On February 11, students threw computers out of the centre’s windows, wrecked property and set fire after negotiations to hear their complaint and end the sit-in failed last minute.
The film traces the actions of students at UWI, St Augustine led by Granger who expressed solidarity with their Trinidadian and regional counterparts who, according to reports were being roughly treated by Canadian authorities.
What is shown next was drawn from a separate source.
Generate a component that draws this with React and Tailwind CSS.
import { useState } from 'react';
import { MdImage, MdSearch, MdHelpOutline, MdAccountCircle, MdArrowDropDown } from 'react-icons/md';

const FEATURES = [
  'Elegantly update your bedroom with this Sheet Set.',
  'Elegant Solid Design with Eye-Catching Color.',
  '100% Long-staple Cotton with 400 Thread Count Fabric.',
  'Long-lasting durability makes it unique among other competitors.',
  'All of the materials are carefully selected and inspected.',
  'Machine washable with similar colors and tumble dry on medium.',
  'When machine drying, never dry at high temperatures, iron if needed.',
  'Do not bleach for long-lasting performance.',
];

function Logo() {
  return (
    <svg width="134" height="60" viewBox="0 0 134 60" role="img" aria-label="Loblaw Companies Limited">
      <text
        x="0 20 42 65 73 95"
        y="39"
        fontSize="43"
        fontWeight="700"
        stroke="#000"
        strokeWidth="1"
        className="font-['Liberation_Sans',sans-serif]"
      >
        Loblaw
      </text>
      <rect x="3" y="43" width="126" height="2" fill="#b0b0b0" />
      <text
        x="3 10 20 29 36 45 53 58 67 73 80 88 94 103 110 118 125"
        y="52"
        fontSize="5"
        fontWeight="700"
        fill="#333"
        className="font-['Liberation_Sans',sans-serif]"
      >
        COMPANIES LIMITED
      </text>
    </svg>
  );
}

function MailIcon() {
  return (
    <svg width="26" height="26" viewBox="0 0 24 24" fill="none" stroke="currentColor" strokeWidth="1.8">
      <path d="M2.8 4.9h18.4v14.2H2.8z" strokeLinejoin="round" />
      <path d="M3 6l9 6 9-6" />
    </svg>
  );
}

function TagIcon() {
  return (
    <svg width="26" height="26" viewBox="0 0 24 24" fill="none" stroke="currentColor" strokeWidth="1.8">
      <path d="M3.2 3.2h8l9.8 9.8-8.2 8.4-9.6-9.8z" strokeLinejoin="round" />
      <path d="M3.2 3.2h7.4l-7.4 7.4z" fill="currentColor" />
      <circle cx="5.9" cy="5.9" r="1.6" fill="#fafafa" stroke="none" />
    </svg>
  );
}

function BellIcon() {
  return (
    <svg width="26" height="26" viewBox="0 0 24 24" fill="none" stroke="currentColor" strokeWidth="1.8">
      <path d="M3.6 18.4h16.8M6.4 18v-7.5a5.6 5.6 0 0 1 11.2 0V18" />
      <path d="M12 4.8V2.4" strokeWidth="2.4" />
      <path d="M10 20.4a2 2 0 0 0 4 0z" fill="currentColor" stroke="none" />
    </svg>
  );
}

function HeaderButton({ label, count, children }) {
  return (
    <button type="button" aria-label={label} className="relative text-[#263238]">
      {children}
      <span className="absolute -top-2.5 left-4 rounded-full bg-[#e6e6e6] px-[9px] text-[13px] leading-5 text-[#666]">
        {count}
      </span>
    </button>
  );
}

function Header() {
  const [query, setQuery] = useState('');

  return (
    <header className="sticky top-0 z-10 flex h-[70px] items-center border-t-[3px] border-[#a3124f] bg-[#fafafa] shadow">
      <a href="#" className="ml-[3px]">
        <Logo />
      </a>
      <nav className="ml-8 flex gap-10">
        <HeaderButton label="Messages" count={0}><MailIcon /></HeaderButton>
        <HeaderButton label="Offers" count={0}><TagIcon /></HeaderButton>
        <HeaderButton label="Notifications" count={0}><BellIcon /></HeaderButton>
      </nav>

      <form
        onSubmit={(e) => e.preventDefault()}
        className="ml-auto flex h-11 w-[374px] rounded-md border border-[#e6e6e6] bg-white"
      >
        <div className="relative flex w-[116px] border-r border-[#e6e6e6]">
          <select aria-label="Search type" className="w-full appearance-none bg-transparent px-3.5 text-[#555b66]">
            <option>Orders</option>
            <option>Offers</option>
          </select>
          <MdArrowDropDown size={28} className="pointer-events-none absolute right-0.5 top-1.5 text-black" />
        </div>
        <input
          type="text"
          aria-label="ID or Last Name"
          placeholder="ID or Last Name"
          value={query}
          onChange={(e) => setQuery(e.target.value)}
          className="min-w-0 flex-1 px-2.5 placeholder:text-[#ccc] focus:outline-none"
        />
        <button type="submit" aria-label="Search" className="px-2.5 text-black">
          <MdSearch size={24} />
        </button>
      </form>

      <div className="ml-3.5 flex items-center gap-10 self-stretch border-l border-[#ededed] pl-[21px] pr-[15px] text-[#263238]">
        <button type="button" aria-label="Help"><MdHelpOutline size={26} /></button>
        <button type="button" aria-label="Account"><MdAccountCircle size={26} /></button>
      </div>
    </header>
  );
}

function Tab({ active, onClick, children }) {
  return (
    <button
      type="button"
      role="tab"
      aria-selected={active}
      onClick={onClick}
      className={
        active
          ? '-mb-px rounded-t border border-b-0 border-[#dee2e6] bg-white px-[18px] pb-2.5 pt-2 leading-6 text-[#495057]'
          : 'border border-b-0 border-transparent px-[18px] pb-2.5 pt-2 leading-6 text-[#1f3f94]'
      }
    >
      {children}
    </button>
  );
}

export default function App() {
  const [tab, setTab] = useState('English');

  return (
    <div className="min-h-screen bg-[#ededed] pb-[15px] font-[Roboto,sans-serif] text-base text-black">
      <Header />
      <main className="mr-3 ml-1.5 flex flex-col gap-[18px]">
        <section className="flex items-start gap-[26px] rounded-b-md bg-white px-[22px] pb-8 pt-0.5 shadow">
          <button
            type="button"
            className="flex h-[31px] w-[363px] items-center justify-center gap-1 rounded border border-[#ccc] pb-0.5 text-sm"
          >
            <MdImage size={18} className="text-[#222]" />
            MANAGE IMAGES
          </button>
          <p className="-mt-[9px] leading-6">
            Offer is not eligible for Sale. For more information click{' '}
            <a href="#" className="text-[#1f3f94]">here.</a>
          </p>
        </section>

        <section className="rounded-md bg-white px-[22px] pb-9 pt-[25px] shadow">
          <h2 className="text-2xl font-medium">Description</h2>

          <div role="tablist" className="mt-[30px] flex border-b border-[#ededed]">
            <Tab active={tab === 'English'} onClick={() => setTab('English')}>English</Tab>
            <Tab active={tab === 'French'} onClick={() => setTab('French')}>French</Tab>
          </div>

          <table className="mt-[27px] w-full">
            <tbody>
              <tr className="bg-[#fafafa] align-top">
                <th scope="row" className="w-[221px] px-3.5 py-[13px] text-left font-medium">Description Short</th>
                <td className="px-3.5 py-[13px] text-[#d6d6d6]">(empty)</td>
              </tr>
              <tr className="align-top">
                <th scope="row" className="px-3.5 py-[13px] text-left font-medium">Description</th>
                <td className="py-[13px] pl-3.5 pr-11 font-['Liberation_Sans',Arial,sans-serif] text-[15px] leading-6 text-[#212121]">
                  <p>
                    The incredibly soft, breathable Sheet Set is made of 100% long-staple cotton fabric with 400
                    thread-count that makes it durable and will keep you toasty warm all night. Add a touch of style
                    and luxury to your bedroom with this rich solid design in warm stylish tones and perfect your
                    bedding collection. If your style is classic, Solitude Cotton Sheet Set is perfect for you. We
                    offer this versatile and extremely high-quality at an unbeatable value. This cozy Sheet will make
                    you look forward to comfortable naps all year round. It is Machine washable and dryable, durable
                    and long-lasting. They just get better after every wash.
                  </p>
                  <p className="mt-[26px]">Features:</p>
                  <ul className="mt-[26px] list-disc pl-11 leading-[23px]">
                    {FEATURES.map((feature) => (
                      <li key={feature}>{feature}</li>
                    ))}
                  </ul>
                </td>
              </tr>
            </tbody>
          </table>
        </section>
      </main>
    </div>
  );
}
The barricade against the Canadian Governor General, Roland Michener who attempted to enter UWI during a visit in 1970, the march through Port-of- Spain on February 26, 1970, meetings, the march from Port-of-Spain to Caroni to gain the support of Indo-Trinidadians, the coining of the phrase “Black Power movement” by the media, the violence, the death of Davis, the national state of emergency called by then Prime Minister Dr Eric Williams, mutiny, arrests, trials and the overall impact of the movement were explored in the film.
Williams’ daughter, Erica and founding member of the People’s National Movement Ferdie Ferreira expressed the sentiments of the Williams-led administration while Raffique Shah sought to clarify the regiment’s intention when he attempted to lead officers from their Tetron base into Port-of-Spain in an attempt to overthrow the government.
Ferreira , who was at the premiere, said the documentary still lacked some viewpoints on the revolution. However it still remains an excellent starting point for anyone who wants to discover the power behind people united to achieve change, to demand their right to equality the impact of which is still felt today.